Recorded data:
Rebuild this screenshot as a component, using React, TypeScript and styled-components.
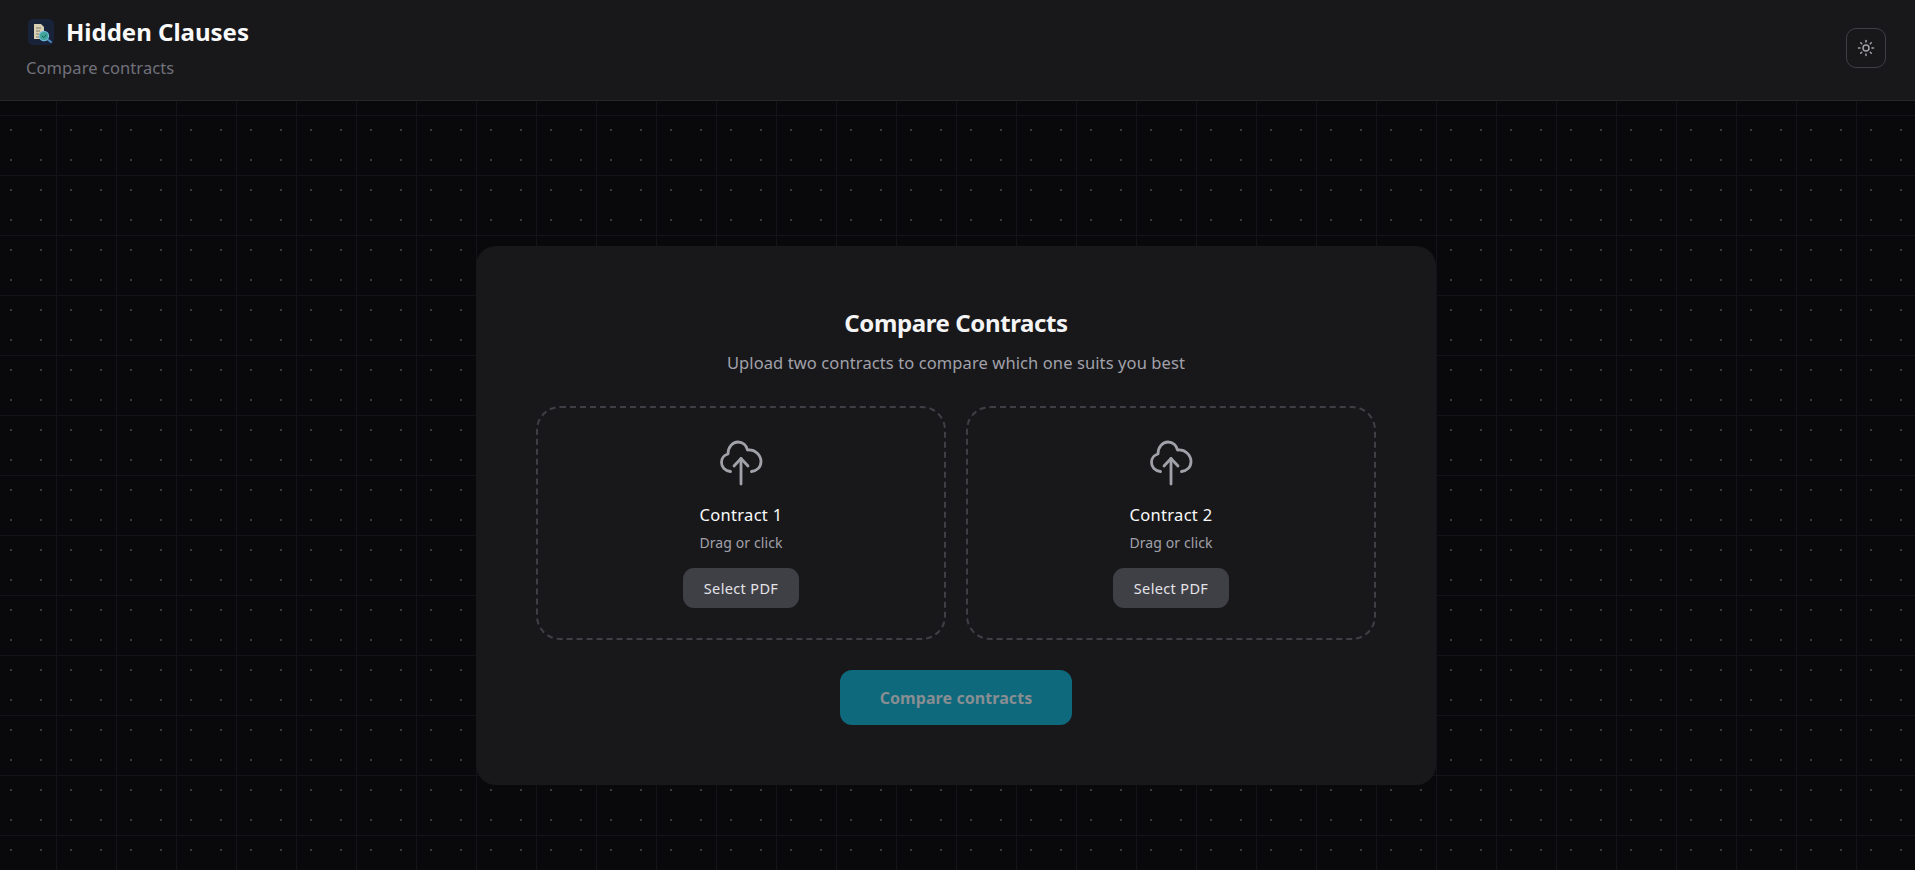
import React from "react";
import styled, { createGlobalStyle } from "styled-components";
import { Sun } from "lucide-react";

const GlobalStyle = createGlobalStyle`
  html, body {
    margin: 0;
    padding: 0;
    background: #09090b;
  }

  * {
    box-sizing: border-box;
  }

  body {
    font-family: "Noto Sans", "Open Sans", sans-serif;
  }
`;

const Page = styled.div`
  height: 100vh;
  overflow: hidden;
  background-color: #09090b;
  background-image:
    radial-gradient(circle, #3a3a3d 1px, transparent 1.2px),
    linear-gradient(to right, #131417 1px, transparent 1px),
    linear-gradient(to bottom, #131417 1px, transparent 1px);
  background-size: 30px 30px, 60px 60px, 60px 60px;
  background-position: -4px -5px;
`;

const Header = styled.header`
  height: 101px;
  display: flex;
  justify-content: space-between;
  align-items: flex-start;
  padding: 14px 29px 0 26px;
  background: #18181b;
  border-bottom: 1px solid #27272a;
`;

const Brand = styled.div`
  display: flex;
  flex-direction: column;
  gap: 6px;
`;

const BrandRow = styled.div`
  display: flex;
  align-items: center;
  gap: 12px;
  padding-left: 2px;
`;

const Logo = styled.svg`
  width: 26px;
  height: 26px;
  flex: none;
`;

const BrandName = styled.h1`
  margin: 0;
  font-size: 24px;
  line-height: 36px;
  font-weight: 700;
  color: #fafafa;
`;

const BrandTagline = styled.p`
  margin: 0;
  font-size: 16.5px;
  line-height: 24px;
  color: #71717a;
  letter-spacing: 0.08px;
`;

const ThemeButton = styled.button`
  width: 40px;
  height: 40px;
  margin-top: 14px;
  display: flex;
  align-items: center;
  justify-content: center;
  padding: 0;
  background: transparent;
  border: 1px solid #3f3f46;
  border-radius: 10px;
  color: #a1a1aa;
`;

const Main = styled.main`
  display: flex;
  justify-content: center;
  padding: 145px 3px 0 0;
`;

const Card = styled.section`
  width: 960px;
  height: 539px;
  padding: 59px 60px 0;
  background: #18181b;
  border-radius: 20px;
  display: flex;
  flex-direction: column;
  align-items: center;
`;

const Title = styled.h2`
  margin: 0;
  font-size: 24px;
  line-height: 36px;
  font-weight: 700;
  color: #f4f4f5;
  letter-spacing: -0.4px;
`;

const Description = styled.p`
  margin: 10px 0 31px;
  font-size: 16.5px;
  line-height: 24px;
  color: #a1a1aa;
  letter-spacing: 0.1px;
`;

const Zones = styled.div`
  width: 100%;
  display: grid;
  grid-template-columns: 1fr 1fr;
  gap: 20px;
`;

const Zone = styled.div`
  height: 234px;
  padding-top: 32px;
  display: flex;
  flex-direction: column;
  align-items: center;
  border: 2px dashed #3f3f46;
  border-radius: 24px;
`;

const ZoneIcon = styled.svg`
  width: 64px;
  height: 64px;
  margin-top: -10px;
  margin-bottom: -2px;
  fill: none;
  stroke: #a1a1aa;
  stroke-width: 2.8;
  stroke-linecap: round;
  stroke-linejoin: round;
`;

const ZoneName = styled.div`
  margin-top: 11px;
  font-size: 16.5px;
  line-height: 24px;
  font-weight: 400;
  color: #fafafa;
  letter-spacing: 0.3px;
`;

const ZoneHint = styled.div`
  margin-top: 6px;
  font-size: 14px;
  line-height: 20px;
  color: #a1a1aa;
  letter-spacing: 0.1px;
`;

const SelectButton = styled.button`
  width: 116px;
  height: 40px;
  margin-top: 15px;
  padding: 0;
  border: none;
  border-radius: 11px;
  background: #3f3f46;
  color: #e4e4e7;
  font-family: inherit;
  font-size: 14.5px;
  font-weight: 400;
  letter-spacing: 0.35px;
`;

const CompareButton = styled.button`
  width: 232px;
  height: 55px;
  margin-top: 30px;
  padding: 0;
  border: none;
  border-radius: 12px;
  background: #0e697c;
  color: #888e92;
  font-family: inherit;
  font-size: 16px;
  font-weight: 700;
  letter-spacing: 0.08px;
`;

const CloudUpload = () => (
  <ZoneIcon viewBox="-1 0 64 64">
    <path d="M20.5 41.5C15 41 11.5 37 11.5 32.5C11.5 28 14.5 25 18 24C18 17 22.5 12 28 12C33 12 36.5 15.5 37.5 20C45 19 51 25 51 31.5C51 37 47 41 41.5 41.5" />
    <path d="M31 54V28.5" />
    <path d="M24 36L31 28.5L38 36" />
  </ZoneIcon>
);

const contracts = ["Contract 1", "Contract 2"];

const App = () => {
  return (
    <Page>
      <GlobalStyle />
      <Header>
        <Brand>
          <BrandRow>
            <Logo viewBox="0 0 26 26">
              <rect width="26" height="26" rx="5" fill="#18233a" />
              <path d="M6 5h7l3 3v12H6z" fill="#d9cfb4" />
              <path d="M8 9h5M8 12h4M8 15h3M8 18h4" stroke="#7f7a68" strokeWidth="1" />
              <path d="M19 20l4 3" stroke="#4d8fc0" strokeWidth="2" strokeLinecap="round" />
              <circle cx="16" cy="17" r="4.6" fill="#3fa59a" stroke="#6fb7d8" strokeWidth="1.2" />
              <path d="M14 17l1.6 1.6 2.6-2.8" fill="none" stroke="#1d5f57" strokeWidth="1" />
            </Logo>
            <BrandName>Hidden Clauses</BrandName>
          </BrandRow>
          <BrandTagline>Compare contracts</BrandTagline>
        </Brand>
        <ThemeButton aria-label="Toggle theme">
          <Sun size={18} strokeWidth={2} />
        </ThemeButton>
      </Header>
      <Main>
        <Card>
          <Title>Compare Contracts</Title>
          <Description>Upload two contracts to compare which one suits you best</Description>
          <Zones>
            {contracts.map((name) => (
              <Zone key={name}>
                <CloudUpload />
                <ZoneName>{name}</ZoneName>
                <ZoneHint>Drag or click</ZoneHint>
                <SelectButton>Select PDF</SelectButton>
              </Zone>
            ))}
          </Zones>
          <CompareButton>Compare contracts</CompareButton>
        </Card>
      </Main>
    </Page>
  );
};

export default App;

Task details: Identify and copy lines that hold the string "components".

Completed exercise:
Rebuild this screenshot as a component, using React, TypeScript and styled-components.
import styled, { createGlobalStyle } from "styled-components";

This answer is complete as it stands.